Il Y A 14 ANS, LA RÉVOLUTION CITOYENNE DU 23 JUIN
EXCLUSIF SENEPLUS - Contrairement aux analyses réductrices, le 23 juin 2011 constitue le jour de l'An de la révolution citoyenne sénégalaise. Cette journée historique a consacré le triomphe de l'idée républicaine sur la dérive monarchique de Wade

Le 23 juin 2021, après le déferlement de violences de février et mars 2021, deux grandes manifestations sont organisées à Dakar, l’une par la majorité et l’autre par l’opposition, pour célébrer le dixième anniversaire du 23 juin 2011. Après coup, le duel à distance que l’on croyait terminé se poursuivit de manière inattendue, croisant les regards du journaliste Yoro Dia et nous-même sur la qualification du grand épisode politique commémoré.

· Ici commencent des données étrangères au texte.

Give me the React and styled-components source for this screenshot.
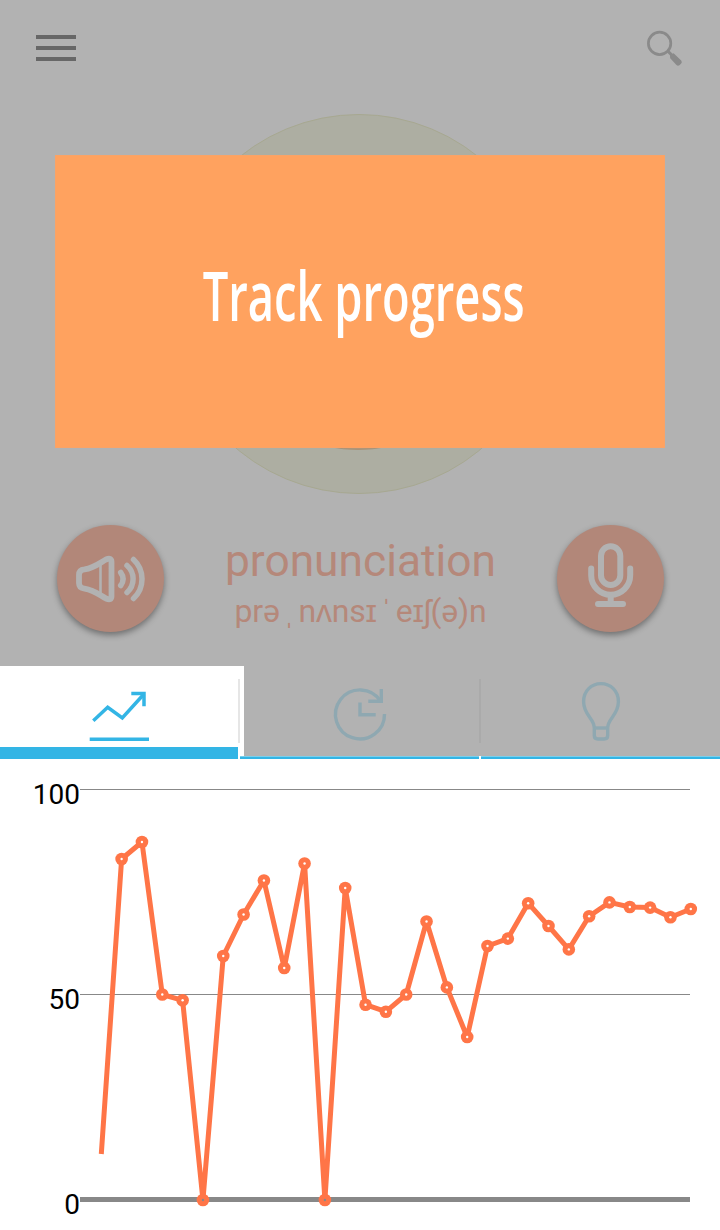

« 23 juin : Ce n’était pas la révolution » (Dia, 2021)
« Mais c’est une révolte ? – Non, Sire c’est une révolution. » C’est la réponse du Duc de La Rochefoucauld à Louis XVI qu’on a réveillé la nuit du 14 juillet pour lui annoncer la prise de la Bastille. L’histoire donnera raison au Duc sur le Roi, parce que ce n’était pas une révolte, mais une véritable révolution, qui finira par guillotiner le Roi. Pour le 23 juin 2011, dont on célèbre l’anniversaire aujourd’hui, on peut dire l’inverse. C’était une révolte, pas une révolution. C’était un sursaut politique, une révolte démocratique, mais pas une révolution. Quand il y a révolution, il y a un changement radical de régime ou même de système politique. Avec la Révolution française que Hegel qualifiait de « superbe lever de soleil », les Français ont coupé la tête du Roi, aboli la monarchie et proclamé la République. Les Américains ont fait la même chose en coupant le cordon ombilical avec la monarchie britannique pour proclamer leur République. En 1979, les Iraniens ferment le cycle ouvert en 1789, quand l’imam Khomeiny proclame à son tour la République après la fuite du Shah.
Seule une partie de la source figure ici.